Folha de S. Paulo


Ofidiário

Há um governo funcionando em um lugar muito distante de Brasília. Por lá, tudo passa: conversa com empresários sem "instinto animal", banqueiros pessimistas, políticos indecisos, petistas desgostosos e, até, dono de uma grande emissora de TV.

No "gabinete do Ipiranga", em alusão ao bairro onde o Instituto Lula está instalado, vê-se uma rotina semelhante àquela vivida nos oito anos de Planalto. Dele, o ex-presidente comanda uma espécie de palácio paralelo ou, como preferem os bilíngues, um "shadow cabinet".

O ex-presidente tem atuado como braço auxiliar do Executivo. Recebe ministros, ouve queixas e despacha soluções para a capital.

Alguns visitantes do meio empresarial bem que tentam, mas logo percebem que ali não é um lugar para conspirações pesadas. No máximo, reclamações sobre o de sempre: falta de diálogo com a comandante do poder oficial, centralismos, intervenções, problemas de comunicação, ministros sem autonomia de voo.

Mas o ex-presidente também faz queixas. A principal delas: nem sempre é ouvido pela sucessora. Evita, contudo, dar vazão à tese que resvala na ideia de que deseja voltar a concorrer em 2014.

Ali, vai tentando convencer um e outro de que tudo será melhor daqui para frente, e que as dificuldades deste ano abriram os olhos de Dilma para melhorar o que andava capenga.

Desde outubro, quando a aliança entre Eduardo Campos e Marina Silva foi selada, o petista passou a alertar sobre os riscos daquela união. Nos bastidores, diz não ter dúvida de que o governador de Pernambuco, por quem não perdeu o carinho, mas já não morre tanto de amores, crescerá nas pesquisas e pode, sim, chegar a um eventual segundo turno. Sempre que assim avalia, completa a fala ponderando que o ex-aliado tem o desafio de administrar Marina, alguém cuja parceria pode ser desfeita a qualquer momento se o jogo não for feito como ela quer.

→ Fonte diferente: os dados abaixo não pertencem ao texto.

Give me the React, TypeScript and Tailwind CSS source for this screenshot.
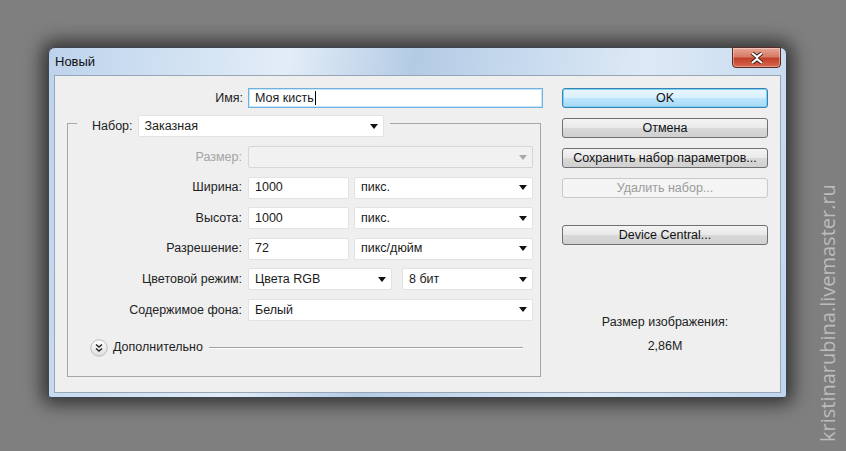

Recentemente, mostrou dúvidas quanto à possível solução de transferir o ministro Aloizio Mercadante (Educação) para a Casa Civil. Não sabe se a ideia é prudente, já que tanto ele quanto Dilma tiveram auxiliares com perfis de superministros (José Dirceu e Antonio Palocci) e, como se sabe, não deu muito certo.

A situação está tão confusa que, ao Palácio do Planalto, o "gabinete do Ipiranga" não tem sido necessariamente ruim nesses tempos mais nervosos, a despeito da conclusão óbvia: governo forte não precisa de um paralelo.

Os mais maldosos apelidaram o QG paulista de "ofidiário". Segundo o léxico, trata-se tanto do local destinado à criação de serpentes quanto à preparação de soros antiofídicos.